Where smaller bets were placed in a multitude of different betting shops, FIFA’s software system couldn’t join the dots. According to a recent Spiegel report, an ex-UEFA employee who had inside knowledge of how the system worked said it was ‘essentially blind’ if the bets weren’t excessive and didn’t stand out.

In other words, football’s governing body had provided the byte, the headline, the gist. They did their part. Just not very well.

Just last month Sepp Blatter pounded his chest and proclaimed football should have a zero tolerance approach to racism. He’s come a long way since telling CNN in November 2011 that there was no racism and that players should remember it’s all just a game.

Where once a handshake was enough to build a bridge, deduction of points and relegation should be the norm. But instead of zero tolerance there is, well, tolerance. Both Hungary and Bulgaria were found guilty of racial abuse last month. Their punishment? To play their next home World Cup qualifiers behind closed doors.

Match-fixing will continue, as it always has. It will creep up on those lower-ranked players, managers, officials and administrators. It will make criminals vast sums of money and leave the weak and desperate take the fall, if there is any.

At times, it will permeate the upper echelons of the game and for a brief moment or two, there will be a flurry of activity as the story breaks. But as always, change will only come from those willing to change.

The wrong-doers will only be caught if those chasing them are interested.

And right now, football’s leaders aren’t interested.

They’re just looking for the gist.

The headline.

The byte.   

9 responses to “Reality Bytes For The Future Of Fixing Matches”

  1. Gary Johnson says:

    I really appreciated this story in that it looked beyond the sound bite. It amazes me that FIFA’s oversight measures are so week. When I see the safisticated things that can be done with surveillance software it makes me wonder who is on the take.

  2. gillyrosh says:

    You really write beautifully.

  3. John Bladen says:

    Good piece, Eoin.

    Beyond the obvious, what troubles me about the current discussion surrounding match fixing is that on balance fans don’t seem to care very much either.

    It’s all “some other league’s problem”, or only something that fans of obscure Canadian or Moldovan second division clubs should be concerned with.

    We seem a long, long way removed from the days when fixing shook the foundations of North American sport… when the paying public seemed ready to turn it’s back on cherished leagues & contests in which the outcome may not have been decided by skill and luck.

    Are we really so jaded as fans that we no longer care if the competition is actually legitimate?

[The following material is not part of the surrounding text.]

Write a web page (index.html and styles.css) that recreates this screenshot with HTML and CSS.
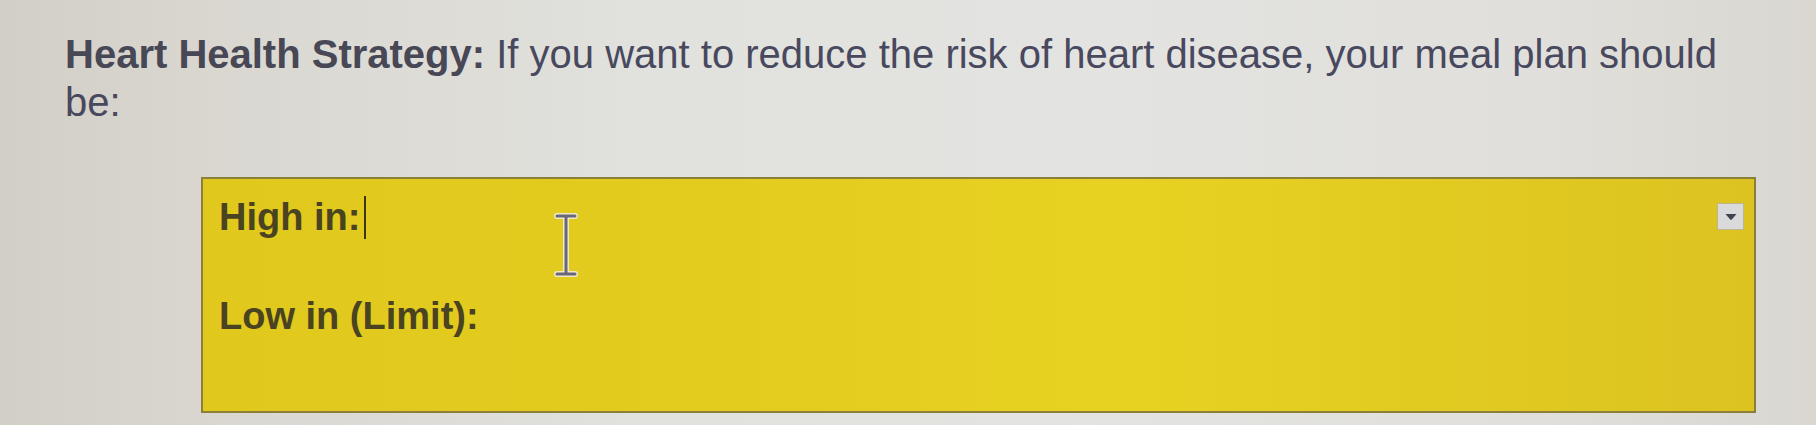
FILE: index.html
```html
<!DOCTYPE html>
<html lang="en">
<head>
<meta charset="utf-8">
<title>Heart Health Strategy</title>
<link rel="stylesheet" href="styles.css">
</head>
<body>
<div class="page">
  <p class="question"><strong>Heart Health Strategy:</strong> If you want to reduce the risk of heart disease, your meal plan should be:</p>
  <div class="answer">
    <div class="row">High in:<span class="caret"></span></div>
    <div class="row">Low in (Limit):</div>
    <button class="drop" type="button" aria-label="Open menu">
      <svg width="14" height="8" viewBox="0 0 14 8"><path d="M1.5 1 L12.5 1 L7.8 6.6 Q7 7.4 6.2 6.6 Z" fill="#414150"/></svg>
    </button>
    <svg class="ibeam" width="30" height="66" viewBox="0 0 30 66">
      <path d="M6 4 L24 4 M15 4 L15 62 M6 62 L24 62" fill="none" stroke="#ece9cc" stroke-width="6" stroke-linecap="round"/>
      <path d="M6 4 L24 4 M15 4 L15 62 M6 62 L24 62" fill="none" stroke="#6a6878" stroke-width="3" stroke-linecap="round"/>
    </svg>
  </div>
</div>
</body>
</html>
```

FILE: styles.css
```css
html, body {
  margin: 0;
  padding: 0;
}
body {
  width: 1816px;
  height: 425px;
  overflow: hidden;
  background: linear-gradient(90deg, #d2cfc7 0%, #d9d7d0 12%, #e1e1dd 35%, #e3e3e1 60%, #e0dfdb 85%, #d9d7d0 100%);
  font-family: "Liberation Sans", Arial, sans-serif;
}
.page {
  padding: 30px 0 0 0;
}
.question {
  margin: 0 0 51px 65px;
  width: 1700px;
  font-size: 40px;
  line-height: 48px;
  color: #48485e;
}
.question strong {
  font-weight: bold;
  color: #474755;
}
.answer {
  position: relative;
  box-sizing: border-box;
  margin-left: 201px;
  width: 1555px;
  height: 236px;
  border: 2px solid #8c7f3a;
  background: linear-gradient(90deg, #e0c81d 0%, #e5cd1f 40%, #e7d221 60%, #dcc321 100%);
  padding: 15px 0 0 16px;
  display: flex;
  flex-direction: column;
  gap: 53px;
}
.row {
  font-size: 38px;
  line-height: 46px;
  font-weight: bold;
  color: #4a4321;
  display: flex;
  align-items: center;
}
.caret {
  display: inline-block;
  width: 2px;
  height: 43px;
  margin-left: 4px;
  background: #3a3420;
}
.drop {
  position: absolute;
  top: 24px;
  right: 10px;
  width: 27px;
  height: 27px;
  margin: 0;
  padding: 0;
  border: 1px solid #bdb78e;
  background: #dadadc;
  display: flex;
  align-items: center;
  justify-content: center;
}
.ibeam {
  position: absolute;
  left: 348px;
  top: 33px;
}
```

    If so, in what way is modern sport different from reality television?

  4. Alberta Gooner says:

    For love the God, Eoin, please get in touch with Sportsnet about anchoring Soccer Central. You are needed there. Desperately. And Toronto — while no Winnipeg — isn’t a bad place to live. Honest.

  5. Gus Keri says:

    I add my voice to AG.

    Eoin, the 10 O’clock Fox Soccer program is not the same since the days of the “Fox Soccer Report.”

    Although I don’t understand most of your British-Culture-based jokes, I still miss the intelegent discussion between you and Bobby.

  6. Gus Keri says:

    Sorry for the typo. When I clicked ABC to check it, the comment was sent directly without correction.

    what even more amazing that the “edit” button didn’t appear with my first comment but it appeared with the second comment. Bad luck I guess.

  7. Ed Gomes says:

    Great piece.
    I think the saddest thing of all is that we’ve come to accept mediocrity. It is what it is.
    I just might be part of the problem. I’ve always felt the “big” clubs got the breaks, and understood it. Certain calls go their way, time added on, or not, scheduling, etc… It’s huge business and frankly leagues can’t survive without the big boys. Everyone loves a Cinderella story, but they better face a giant in the final.
    As for match fixing, there’s more than enough evidence if you look at refereeing. Some have been caught, which means plenty haven’t Just take a look at the semi of CAN. If not paid off, there’s definitely bias.

    Sadly your article holds true to every aspect of our lives.

    Oh yeah, I do enjoy Toronto. Not sure about living there but definitely a good place to visit.

  8. fifaTIM KIMBALL says:

    the involvement of gamblers with football goes back to the earliest days of wagering which village mob would kick the bladder thru the other village’s gate first.

    now a substantial number of teams wear jersies with gambling concern’s names emblazoned across the front. flash advertising offers deals and touts various bookie companies.

    fifa and its sub-fifas and the teams make a fortune from gambling. a substantial portion of the stands and the tv audience is motivated in part or competely by concern for their bets.

    the current “investigation” is not even the tip of the iceberg. other whiter, more poweerful groups weave their magic in much more subtle ways.

    BUT fifa is the boy who cried wolf. no more interest in combating match fixing than racism [note that few of fifa’s hierarchy are of races subject to the insults, even terrorism invovled there]. more concerned with compeating uncontrolled advertising.

    fifa, what a sham. europol, more of the same.

  9. J says:


    You actually don’t tweet enough (and it seems the others, above, would agree).

    Is there somewhere else we can follow your work or have you succumbed to (gasp) living?